I just haven't heard this piece played often, nor have I had frequent occasion to play the orchestra part. But what a work! Certainly it is not a roller coaster that you can simply get on, sit back and enjoy the ride. It is full of quirks and asymmetries. The violin starts all alone with a gorgeous, plaintive melody. Then it starts hiccuping a bit later -- elegant hiccuping, of course. The third movement features devilishly fast little notes that don't exactly lay with ease on the fiddle, passages everyone has had to practice a few million times to get to speed. And the last movement ..that's the one with the brain scramble.
But what a pleasure. There is nothing like a stage full of people with considerable musical powers, using them to the maximum.
Mostly, it's Lin, playing on his "Duc de Camposelic" Guarneri "del Gesu" from 1734. At 44, he has made numerous recordings, continues to perform all over the world and teaches at Juilliard. He also has led several music festivals, including the Taipei International Music Festival in his native country, the LaJolla SummerFest here in California, and in the works for the future, a music festival in Shanghai.
It is easy to see why he has met with such success, both as a world-class performer and as someone who has been able to bring people together for music festivals. Not only is his playing is thoughtful, interesting, elegant, but also, he's just a really friendly guy! His found face seems to be in a perpetual smile, and he has an eloquent way of speaking about music.
He was kind enough to let me chat with him in his warm-up room before rehearsal last night as he was fiddling with the Infeld blues on his amazing violin. I also took note of his quirky gold Japanese mute, which he uses because it doesn't rattle.

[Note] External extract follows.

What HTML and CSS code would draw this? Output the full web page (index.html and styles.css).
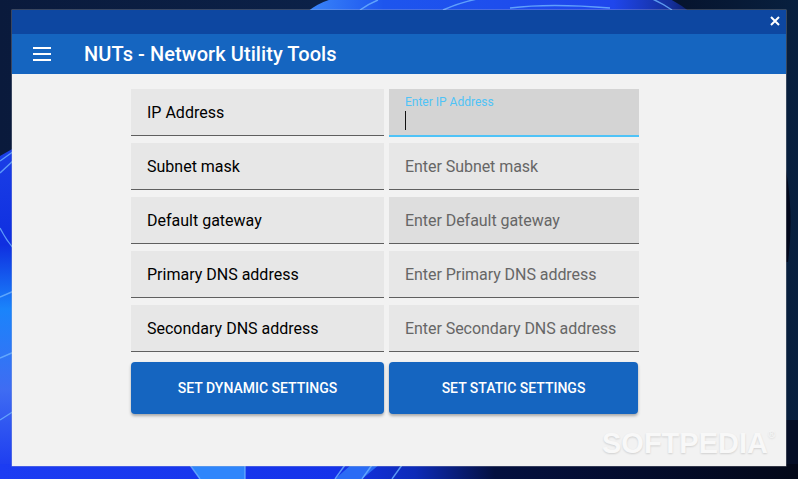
FILE: index.html
```html
<!DOCTYPE html>
<html lang="en">
<head>
<meta charset="utf-8">
<title>NUTs - Network Utility Tools</title>
<link rel="stylesheet" href="styles.css">
</head>
<body>
<svg class="wallpaper" viewBox="0 0 798 479" xmlns="http://www.w3.org/2000/svg" aria-hidden="true">
  <defs>
    <linearGradient id="dark" x1="0" y1="0" x2="1" y2="0">
      <stop offset="0" stop-color="#0a1a3c"/>
      <stop offset="0.4" stop-color="#0b2148"/>
      <stop offset="0.85" stop-color="#06142e"/>
      <stop offset="1" stop-color="#08203f"/>
    </linearGradient>
    <linearGradient id="left" x1="0" y1="0" x2="0" y2="1">
      <stop offset="0" stop-color="#1b3fe6"/>
      <stop offset="0.3" stop-color="#0f2fe0"/>
      <stop offset="0.5" stop-color="#1a84fb"/>
      <stop offset="0.75" stop-color="#3f6cf2"/>
      <stop offset="1" stop-color="#1c3bf0"/>
    </linearGradient>
    <linearGradient id="bottom" x1="0" y1="0" x2="1" y2="0">
      <stop offset="0" stop-color="#1c3cf2"/>
      <stop offset="0.42" stop-color="#1533ea"/>
      <stop offset="0.52" stop-color="#0d2bb8"/>
      <stop offset="0.62" stop-color="#04103f"/>
      <stop offset="1" stop-color="#030818"/>
    </linearGradient>
    <linearGradient id="top" x1="0" y1="0" x2="1" y2="0">
      <stop offset="0" stop-color="#3a86fa"/>
      <stop offset="0.2" stop-color="#1d55ee"/>
      <stop offset="0.8" stop-color="#1f46ec"/>
      <stop offset="0.95" stop-color="#142f9a"/>
      <stop offset="1" stop-color="#0b1f6a"/>
    </linearGradient>
  </defs>
  <rect width="798" height="479" fill="url(#dark)"/>
  <rect x="786" y="420" width="12" height="59" fill="#050e26"/>
  <path d="M786 170 Q794 215 788 262 L786 262 Z" fill="#02081c"/>
  <path d="M0 156 L14 148 V470 H0 Z" fill="url(#left)"/>
  <rect y="464" width="798" height="15" fill="url(#bottom)"/>
  <path d="M190 464 L200 479 H245 V464 Z" fill="#2f86fb"/>
  <path d="M352 464 L335 479 H362 L380 464 Z" fill="#2a6cf5"/>
  <path d="M307 12 Q322 0 338 -2 L668 -2 Q680 4 690 12 Z" fill="url(#top)"/>
  <g class="streak">
    <path d="M0 161 L14 151"/>
    <path d="M0 173 L14 160"/>
    <path d="M0 228 Q6 240 14 249"/>
    <path d="M0 297 L14 291"/>
    <path d="M0 358 L14 352"/>
    <path d="M0 420 L14 411"/>
    <path d="M190 465 L200 479"/>
    <path d="M245 465 V479"/>
    <path d="M345 465 L335 479"/>
    <path d="M372 465 L362 479"/>
    <path d="M402 465 L392 479"/>
    <path d="M360 10 Q368 4 378 0"/>
    <path d="M443 10 Q465 0 490 -3"/>
    <path d="M510 8 Q550 3 610 8"/>
    <path d="M650 -2 Q662 3 672 10"/>
  </g>
</svg>

<main class="window">
  <div class="titlebar">
    <svg class="close-icon" viewBox="0 0 10 10" xmlns="http://www.w3.org/2000/svg" aria-hidden="true">
      <path d="M1 1 L9 9 M9 1 L1 9"/>
    </svg>
  </div>
  <header class="appbar">
    <svg class="menu-icon" viewBox="0 0 18 14" xmlns="http://www.w3.org/2000/svg" aria-hidden="true">
      <path d="M0 1 H18 M0 7 H18 M0 13 H18"/>
    </svg>
    <h1 class="app-title">NUTs - Network Utility Tools</h1>
  </header>
  <section class="content">
    <div class="form">
      <div class="cell label">IP Address</div>
      <div class="cell input focused">
        <span class="float-label">Enter IP Address</span>
        <span class="caret"></span>
      </div>
      <div class="cell label">Subnet mask</div>
      <div class="cell input">Enter Subnet mask</div>
      <div class="cell label">Default gateway</div>
      <div class="cell input hovered">Enter Default gateway</div>
      <div class="cell label">Primary DNS address</div>
      <div class="cell input">Enter Primary DNS address</div>
      <div class="cell label">Secondary DNS address</div>
      <div class="cell input">Enter Secondary DNS address</div>
      <button class="btn btn-left" type="button">SET DYNAMIC SETTINGS</button>
      <button class="btn btn-right" type="button">SET STATIC SETTINGS</button>
    </div>
    <div class="watermark">SOFTPEDIA<sup class="reg">®</sup></div>
  </section>
</main>
</body>
</html>
```

FILE: styles.css
```css
* {
  box-sizing: border-box;
}

html,
body {
  margin: 0;
  height: 100%;
  overflow: hidden;
}

body {
  position: relative;
  width: 798px;
  height: 479px;
  font-family: Roboto, "Liberation Sans", sans-serif;
}

.wallpaper {
  position: absolute;
  inset: 0;
  width: 798px;
  height: 479px;
  display: block;
}

.streak path {
  fill: none;
  stroke: #6fb4ff;
  stroke-width: 1.4;
  opacity: 0.8;
}

.window {
  position: absolute;
  left: 12px;
  top: 10px;
  width: 774px;
  height: 456px;
  display: flex;
  flex-direction: column;
  background: #f2f2f2;
  box-shadow: 0 0 0 0.5px rgba(200, 200, 200, 0.5);
}

.titlebar {
  flex: 0 0 24px;
  display: flex;
  align-items: center;
  justify-content: flex-end;
  padding: 0 6px 2px 0;
  background: #0d47a1;
}

.close-icon {
  width: 10px;
  height: 10px;
  fill: none;
  stroke: #fff;
  stroke-width: 2;
}

.appbar {
  flex: 0 0 40px;
  display: flex;
  align-items: center;
  gap: 33px;
  padding-left: 21px;
  background: #1565c0;
}

.menu-icon {
  flex: none;
  width: 18px;
  height: 14px;
  fill: none;
  stroke: #fff;
  stroke-width: 2;
}

.app-title {
  margin: 0;
  font-size: 20px;
  font-weight: 500;
  letter-spacing: 0.07px;
  line-height: 40px;
  color: #fff;
}

.content {
  position: relative;
  flex: 1;
  padding: 15px 0 0 119px;
}

.form {
  display: grid;
  grid-template-columns: 253px 250px;
  grid-auto-rows: 47px;
  column-gap: 5px;
  row-gap: 7px;
  width: max-content;
}

.cell {
  display: flex;
  align-items: center;
  padding: 0 16px;
  font-size: 16px;
  background: #e7e7e7;
  border-bottom: 1px solid #5f5f5f;
}

.label {
  color: #000;
}

.input {
  color: #666;
  letter-spacing: -0.05px;
}

.hovered {
  background: #dedede;
}

.focused {
  position: relative;
  background: #d4d4d4;
  border-bottom: 2px solid #4fc3f7;
  height: 48px;
  margin-bottom: -1px;
}

.float-label {
  position: absolute;
  left: 16px;
  top: 6px;
  font-size: 12px;
  line-height: 14px;
  letter-spacing: 0;
  color: #4fc3f7;
}

.caret {
  position: absolute;
  left: 16px;
  top: 22px;
  width: 1px;
  height: 19px;
  background: #111;
}

.btn {
  height: 52px;
  margin-top: 3px;
  border: 0;
  border-radius: 4px;
  padding: 0;
  font-family: inherit;
  font-size: 14px;
  font-weight: 500;
  color: #fff;
  background: #1565c0;
  box-shadow: 0 2px 3px rgba(0, 0, 0, 0.3);
}

.btn-right {
  width: 249px;
}

.watermark {
  position: absolute;
  left: 590px;
  top: 352px;
  font-family: "Liberation Sans", sans-serif;
  font-size: 29px;
  font-weight: 700;
  line-height: 34px;
  white-space: nowrap;
  color: #f8f8f8;
  text-shadow: 0 1px 2px rgba(0, 0, 0, 0.14);
}

.reg {
  font-size: 10px;
  font-weight: 400;
  vertical-align: 15px;
  line-height: 0;
}
```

I asked him for his thoughts about the Bernstein.
"I love the piece, the Bernstein Serenade is a masterpiece," said Lin. " If I dare to be controversial, I think it is even better than the Barber Concerto. Barber, in a way, is more European sounding. Bernstein is more quintessentially American, especially the jazzy bits in the last movement. Everybody loves the Barber Concerto because it is so beautiful, but I have trouble, in a way, with the fact that Barber wrote two consecutive lyrical movements. Then he wrote a very brief and very virtuosic finale. I find it just a little bit problematic in its continuity, that the first movements sound very much alike in mood.
"Bernstein, to me, is a beautifullly-crafted piece with lots of hidden structures, which are really strokes of genius. Then, when you step away from it, the music doesn't sound dry or academic. It's a really lively and beautiful piece."
Yes, beautiful. But a little hard to put together.
"It is very tough for everybody involved, as you know!" he laughed. "Tough for the conductor and the orchestra as well. But it's well worth the effort. I would say it is an American classic."
Lin said that though he has played it for some time, he has not yet recorded the work.
"I would love to record it at some point," he said.
I wondered what was actually the most challenging part of this work for the soloist.
"There are some awkward passages in the first movement. In the fast part, there are all these consecutive ninths. A ninth is just generally a little hard to get," he said. "We practice tenths, and octaves, but ninths are kind of neither here nor there. Then in the fast third movement, the scherzo-like 'Erixymathus' movement, you have to really pay total attention to the conductor. You cannot get off, it just has to be so metronomic, and yet you have all these notes to play."
Lin first heard the piece as a child, when he had an old LP recording with Isaac Stern. Bernstein actually wrote the piece for Stern, who premiered in Venice, Italy.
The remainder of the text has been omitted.